■ RECORDED DATA:
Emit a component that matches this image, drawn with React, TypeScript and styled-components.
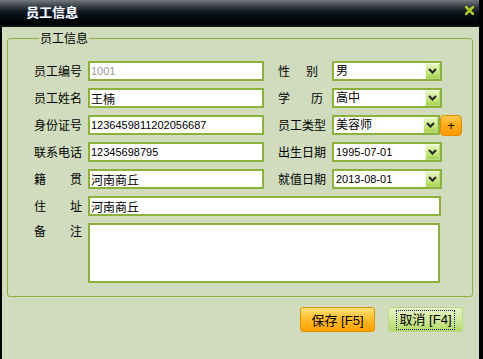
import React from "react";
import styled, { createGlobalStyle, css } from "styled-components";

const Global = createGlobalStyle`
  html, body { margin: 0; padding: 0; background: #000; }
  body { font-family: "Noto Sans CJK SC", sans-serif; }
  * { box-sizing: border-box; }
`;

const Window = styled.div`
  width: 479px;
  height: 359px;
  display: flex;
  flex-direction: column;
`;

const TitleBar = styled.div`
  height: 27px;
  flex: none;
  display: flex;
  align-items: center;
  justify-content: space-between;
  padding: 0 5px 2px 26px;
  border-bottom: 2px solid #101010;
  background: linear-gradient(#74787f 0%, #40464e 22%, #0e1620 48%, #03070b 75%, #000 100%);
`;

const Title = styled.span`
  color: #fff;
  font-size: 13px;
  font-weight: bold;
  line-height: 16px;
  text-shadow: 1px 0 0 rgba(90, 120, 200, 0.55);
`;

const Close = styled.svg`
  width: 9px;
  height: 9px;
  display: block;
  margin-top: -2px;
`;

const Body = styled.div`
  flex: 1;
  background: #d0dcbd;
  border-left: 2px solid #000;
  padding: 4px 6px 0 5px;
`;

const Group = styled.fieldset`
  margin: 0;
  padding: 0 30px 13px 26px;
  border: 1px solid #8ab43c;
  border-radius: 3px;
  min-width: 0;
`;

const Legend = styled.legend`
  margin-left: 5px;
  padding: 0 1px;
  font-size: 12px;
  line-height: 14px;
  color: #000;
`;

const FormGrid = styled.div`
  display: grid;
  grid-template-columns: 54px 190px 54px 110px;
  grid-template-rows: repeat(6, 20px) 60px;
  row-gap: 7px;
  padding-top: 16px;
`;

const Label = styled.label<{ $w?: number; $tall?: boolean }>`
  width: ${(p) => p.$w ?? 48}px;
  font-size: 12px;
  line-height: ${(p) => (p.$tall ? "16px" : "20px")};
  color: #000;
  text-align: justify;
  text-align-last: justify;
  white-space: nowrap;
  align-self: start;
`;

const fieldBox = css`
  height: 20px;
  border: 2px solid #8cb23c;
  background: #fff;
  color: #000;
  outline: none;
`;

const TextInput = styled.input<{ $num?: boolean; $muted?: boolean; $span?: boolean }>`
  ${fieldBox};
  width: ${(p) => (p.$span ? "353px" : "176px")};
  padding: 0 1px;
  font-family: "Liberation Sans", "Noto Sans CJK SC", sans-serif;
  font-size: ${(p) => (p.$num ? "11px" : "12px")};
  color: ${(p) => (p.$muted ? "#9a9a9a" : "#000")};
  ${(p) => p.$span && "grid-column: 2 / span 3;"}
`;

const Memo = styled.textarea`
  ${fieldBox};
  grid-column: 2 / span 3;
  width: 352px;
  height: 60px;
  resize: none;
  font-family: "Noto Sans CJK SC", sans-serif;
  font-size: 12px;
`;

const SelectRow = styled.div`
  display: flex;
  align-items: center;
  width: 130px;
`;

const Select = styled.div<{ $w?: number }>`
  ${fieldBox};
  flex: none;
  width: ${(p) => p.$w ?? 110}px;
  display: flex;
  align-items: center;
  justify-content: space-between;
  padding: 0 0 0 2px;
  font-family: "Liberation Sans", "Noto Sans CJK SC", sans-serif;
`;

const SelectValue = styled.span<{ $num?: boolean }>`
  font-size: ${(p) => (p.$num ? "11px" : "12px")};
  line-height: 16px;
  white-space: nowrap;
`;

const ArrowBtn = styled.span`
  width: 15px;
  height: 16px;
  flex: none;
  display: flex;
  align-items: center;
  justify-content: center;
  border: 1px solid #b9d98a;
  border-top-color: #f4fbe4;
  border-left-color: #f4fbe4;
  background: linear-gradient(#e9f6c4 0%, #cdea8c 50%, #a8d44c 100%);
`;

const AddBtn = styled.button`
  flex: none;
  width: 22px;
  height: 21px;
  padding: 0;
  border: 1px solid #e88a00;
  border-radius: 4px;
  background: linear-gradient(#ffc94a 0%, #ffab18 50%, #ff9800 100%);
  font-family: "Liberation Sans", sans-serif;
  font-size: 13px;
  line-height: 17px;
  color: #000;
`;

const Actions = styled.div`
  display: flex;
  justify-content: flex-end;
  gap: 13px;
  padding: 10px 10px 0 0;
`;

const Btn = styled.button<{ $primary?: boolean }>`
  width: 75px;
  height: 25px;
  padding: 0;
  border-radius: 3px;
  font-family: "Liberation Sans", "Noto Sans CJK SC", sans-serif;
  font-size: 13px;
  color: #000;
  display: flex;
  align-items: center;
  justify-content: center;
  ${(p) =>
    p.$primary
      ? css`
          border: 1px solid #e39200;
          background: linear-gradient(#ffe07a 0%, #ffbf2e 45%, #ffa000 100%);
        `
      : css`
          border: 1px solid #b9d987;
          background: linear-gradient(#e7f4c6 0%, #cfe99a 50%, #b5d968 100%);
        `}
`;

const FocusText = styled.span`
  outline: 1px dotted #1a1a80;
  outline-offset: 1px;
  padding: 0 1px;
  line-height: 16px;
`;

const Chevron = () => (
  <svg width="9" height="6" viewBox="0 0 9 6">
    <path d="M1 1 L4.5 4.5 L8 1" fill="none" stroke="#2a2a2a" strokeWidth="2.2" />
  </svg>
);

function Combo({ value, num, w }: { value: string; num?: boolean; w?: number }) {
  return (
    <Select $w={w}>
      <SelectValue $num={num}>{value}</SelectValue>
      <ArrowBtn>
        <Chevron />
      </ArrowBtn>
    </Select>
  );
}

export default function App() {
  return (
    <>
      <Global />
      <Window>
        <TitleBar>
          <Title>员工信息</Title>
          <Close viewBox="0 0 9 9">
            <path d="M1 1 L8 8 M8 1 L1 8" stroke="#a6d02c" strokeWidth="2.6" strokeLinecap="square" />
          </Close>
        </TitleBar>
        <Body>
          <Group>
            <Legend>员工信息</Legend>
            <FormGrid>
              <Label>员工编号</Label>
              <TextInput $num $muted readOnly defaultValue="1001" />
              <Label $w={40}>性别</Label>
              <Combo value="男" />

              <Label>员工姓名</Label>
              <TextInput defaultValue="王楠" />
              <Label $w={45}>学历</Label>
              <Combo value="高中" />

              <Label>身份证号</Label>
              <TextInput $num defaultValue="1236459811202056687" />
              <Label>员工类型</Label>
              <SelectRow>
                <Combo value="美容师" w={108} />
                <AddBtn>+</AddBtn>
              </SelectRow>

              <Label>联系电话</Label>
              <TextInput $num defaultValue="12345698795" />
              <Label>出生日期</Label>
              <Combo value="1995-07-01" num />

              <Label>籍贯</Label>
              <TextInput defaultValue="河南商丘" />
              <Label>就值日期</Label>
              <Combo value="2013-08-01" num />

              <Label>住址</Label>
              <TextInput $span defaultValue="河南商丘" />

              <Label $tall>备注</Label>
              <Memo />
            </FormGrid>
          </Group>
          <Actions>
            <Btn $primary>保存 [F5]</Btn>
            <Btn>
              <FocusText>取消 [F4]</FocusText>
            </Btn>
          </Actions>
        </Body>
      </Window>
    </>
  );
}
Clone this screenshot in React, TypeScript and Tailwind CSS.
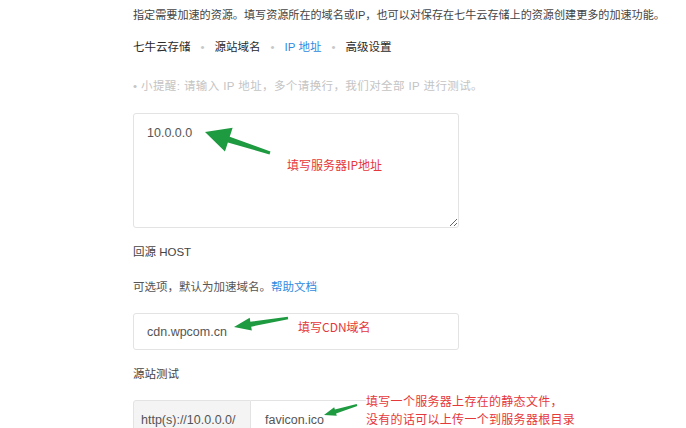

■ EXERCISE DETAILS: Verbatim reproduction of every record is required; images are left out.

■ RESPONSE TO THE EXERCISE:
Emit a component that matches this image, drawn with React, TypeScript and styled-components.
import React from "react";
import styled, { createGlobalStyle, css } from "styled-components";

const Global = createGlobalStyle`
  html, body { margin: 0; padding: 0; background: #000; }
  body { font-family: "Noto Sans CJK SC", sans-serif; }
  * { box-sizing: border-box; }
`;

const Window = styled.div`
  width: 479px;
  height: 359px;
  display: flex;
  flex-direction: column;
`;

const TitleBar = styled.div`
  height: 27px;
  flex: none;
  display: flex;
  align-items: center;
  justify-content: space-between;
  padding: 0 5px 2px 26px;
  border-bottom: 2px solid #101010;
  background: linear-gradient(#74787f 0%, #40464e 22%, #0e1620 48%, #03070b 75%, #000 100%);
`;

const Title = styled.span`
  color: #fff;
  font-size: 13px;
  font-weight: bold;
  line-height: 16px;
  text-shadow: 1px 0 0 rgba(90, 120, 200, 0.55);
`;

const Close = styled.svg`
  width: 9px;
  height: 9px;
  display: block;
  margin-top: -2px;
`;

const Body = styled.div`
  flex: 1;
  background: #d0dcbd;
  border-left: 2px solid #000;
  padding: 4px 6px 0 5px;
`;

const Group = styled.fieldset`
  margin: 0;
  padding: 0 30px 13px 26px;
  border: 1px solid #8ab43c;
  border-radius: 3px;
  min-width: 0;
`;

const Legend = styled.legend`
  margin-left: 5px;
  padding: 0 1px;
  font-size: 12px;
  line-height: 14px;
  color: #000;
`;

const FormGrid = styled.div`
  display: grid;
  grid-template-columns: 54px 190px 54px 110px;
  grid-template-rows: repeat(6, 20px) 60px;
  row-gap: 7px;
  padding-top: 16px;
`;

const Label = styled.label<{ $w?: number; $tall?: boolean }>`
  width: ${(p) => p.$w ?? 48}px;
  font-size: 12px;
  line-height: ${(p) => (p.$tall ? "16px" : "20px")};
  color: #000;
  text-align: justify;
  text-align-last: justify;
  white-space: nowrap;
  align-self: start;
`;

const fieldBox = css`
  height: 20px;
  border: 2px solid #8cb23c;
  background: #fff;
  color: #000;
  outline: none;
`;

const TextInput = styled.input<{ $num?: boolean; $muted?: boolean; $span?: boolean }>`
  ${fieldBox};
  width: ${(p) => (p.$span ? "353px" : "176px")};
  padding: 0 1px;
  font-family: "Liberation Sans", "Noto Sans CJK SC", sans-serif;
  font-size: ${(p) => (p.$num ? "11px" : "12px")};
  color: ${(p) => (p.$muted ? "#9a9a9a" : "#000")};
  ${(p) => p.$span && "grid-column: 2 / span 3;"}
`;

const Memo = styled.textarea`
  ${fieldBox};
  grid-column: 2 / span 3;
  width: 352px;
  height: 60px;
  resize: none;
  font-family: "Noto Sans CJK SC", sans-serif;
  font-size: 12px;
`;

const SelectRow = styled.div`
  display: flex;
  align-items: center;
  width: 130px;
`;

const Select = styled.div<{ $w?: number }>`
  ${fieldBox};
  flex: none;
  width: ${(p) => p.$w ?? 110}px;
  display: flex;
  align-items: center;
  justify-content: space-between;
  padding: 0 0 0 2px;
  font-family: "Liberation Sans", "Noto Sans CJK SC", sans-serif;
`;

const SelectValue = styled.span<{ $num?: boolean }>`
  font-size: ${(p) => (p.$num ? "11px" : "12px")};
  line-height: 16px;
  white-space: nowrap;
`;

const ArrowBtn = styled.span`
  width: 15px;
  height: 16px;
  flex: none;
  display: flex;
  align-items: center;
  justify-content: center;
  border: 1px solid #b9d98a;
  border-top-color: #f4fbe4;
  border-left-color: #f4fbe4;
  background: linear-gradient(#e9f6c4 0%, #cdea8c 50%, #a8d44c 100%);
`;

const AddBtn = styled.button`
  flex: none;
  width: 22px;
  height: 21px;
  padding: 0;
  border: 1px solid #e88a00;
  border-radius: 4px;
  background: linear-gradient(#ffc94a 0%, #ffab18 50%, #ff9800 100%);
  font-family: "Liberation Sans", sans-serif;
  font-size: 13px;
  line-height: 17px;
  color: #000;
`;

const Actions = styled.div`
  display: flex;
  justify-content: flex-end;
  gap: 13px;
  padding: 10px 10px 0 0;
`;

const Btn = styled.button<{ $primary?: boolean }>`
  width: 75px;
  height: 25px;
  padding: 0;
  border-radius: 3px;
  font-family: "Liberation Sans", "Noto Sans CJK SC", sans-serif;
  font-size: 13px;
  color: #000;
  display: flex;
  align-items: center;
  justify-content: center;
  ${(p) =>
    p.$primary
      ? css`
          border: 1px solid #e39200;
          background: linear-gradient(#ffe07a 0%, #ffbf2e 45%, #ffa000 100%);
        `
      : css`
          border: 1px solid #b9d987;
          background: linear-gradient(#e7f4c6 0%, #cfe99a 50%, #b5d968 100%);
        `}
`;

const FocusText = styled.span`
  outline: 1px dotted #1a1a80;
  outline-offset: 1px;
  padding: 0 1px;
  line-height: 16px;
`;

const Chevron = () => (
  <svg width="9" height="6" viewBox="0 0 9 6">
    <path d="M1 1 L4.5 4.5 L8 1" fill="none" stroke="#2a2a2a" strokeWidth="2.2" />
  </svg>
);

function Combo({ value, num, w }: { value: string; num?: boolean; w?: number }) {
  return (
    <Select $w={w}>
      <SelectValue $num={num}>{value}</SelectValue>
      <ArrowBtn>
        <Chevron />
      </ArrowBtn>
    </Select>
  );
}

export default function App() {
  return (
    <>
      <Global />
      <Window>
        <TitleBar>
          <Title>员工信息</Title>
          <Close viewBox="0 0 9 9">
            <path d="M1 1 L8 8 M8 1 L1 8" stroke="#a6d02c" strokeWidth="2.6" strokeLinecap="square" />
          </Close>
        </TitleBar>
        <Body>
          <Group>
            <Legend>员工信息</Legend>
            <FormGrid>
              <Label>员工编号</Label>
              <TextInput $num $muted readOnly defaultValue="1001" />
              <Label $w={40}>性别</Label>
              <Combo value="男" />

              <Label>员工姓名</Label>
              <TextInput defaultValue="王楠" />
              <Label $w={45}>学历</Label>
              <Combo value="高中" />

              <Label>身份证号</Label>
              <TextInput $num defaultValue="1236459811202056687" />
              <Label>员工类型</Label>
              <SelectRow>
                <Combo value="美容师" w={108} />
                <AddBtn>+</AddBtn>
              </SelectRow>

              <Label>联系电话</Label>
              <TextInput $num defaultValue="12345698795" />
              <Label>出生日期</Label>
              <Combo value="1995-07-01" num />

              <Label>籍贯</Label>
              <TextInput defaultValue="河南商丘" />
              <Label>就值日期</Label>
              <Combo value="2013-08-01" num />

              <Label>住址</Label>
              <TextInput $span defaultValue="河南商丘" />

              <Label $tall>备注</Label>
              <Memo />
            </FormGrid>
          </Group>
          <Actions>
            <Btn $primary>保存 [F5]</Btn>
            <Btn>
              <FocusText>取消 [F4]</FocusText>
            </Btn>
          </Actions>
        </Body>
      </Window>
    </>
  );
}
Clone this screenshot in React, TypeScript and Tailwind CSS.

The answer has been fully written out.